The U.S. sales of Toyota Motor Corp. and Honda Motor Co. are near the pace they were at before the March 11 disaster in Japan after having returned to full production this month. According to the average estimate of 14 analysts that Bloomberg asked, the light vehicle sales in September that will be released on Oct. 3 will be increased to a 12.8 million seasonally adjusted annual rate.
This would be its fastest pace since April. The earthquake had led to a shortage of parts and finished cars, resulting to lost output. Jeff Schuster, executive director of global forecasting at J.D. Power & Associates, said that the recovery of the inventory levels has helped to bring buyers back to the market.
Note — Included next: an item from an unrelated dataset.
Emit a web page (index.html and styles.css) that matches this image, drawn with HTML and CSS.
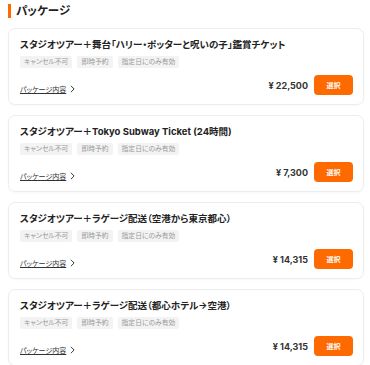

Jesse Toprak from TrueCar titled his report “What Recession?" as the auto recovery seems to contradict consumer confidence being at a two-year low, according to Bloomberg. Toyota predicts that it will be able to turn around the declines in its monthly U.S. sales starting next month. Meanwhile, Honda is adding overtime shifts at two Ohio plants. Improving the supply meant that incentives have increased from the lowest in nearly six years.
Researcher Autodata Corp. said that the declining sales of Toyota and Honda had contributed to the slowing of the U.S. auto sales pace from a 13.1 million rate averaged in the year's first four months to as low as 11.6 million in June.
Toyota had fallen behind Ford Motor Co. to third place in U.S. sales from the start of the year through August, the first month in the past year that its global production had climbed. Toyota is still in the recovery phase and its sales may decline by 15% to keep it in third place, according to the average estimate of five analysts that Bloomberg surveyed.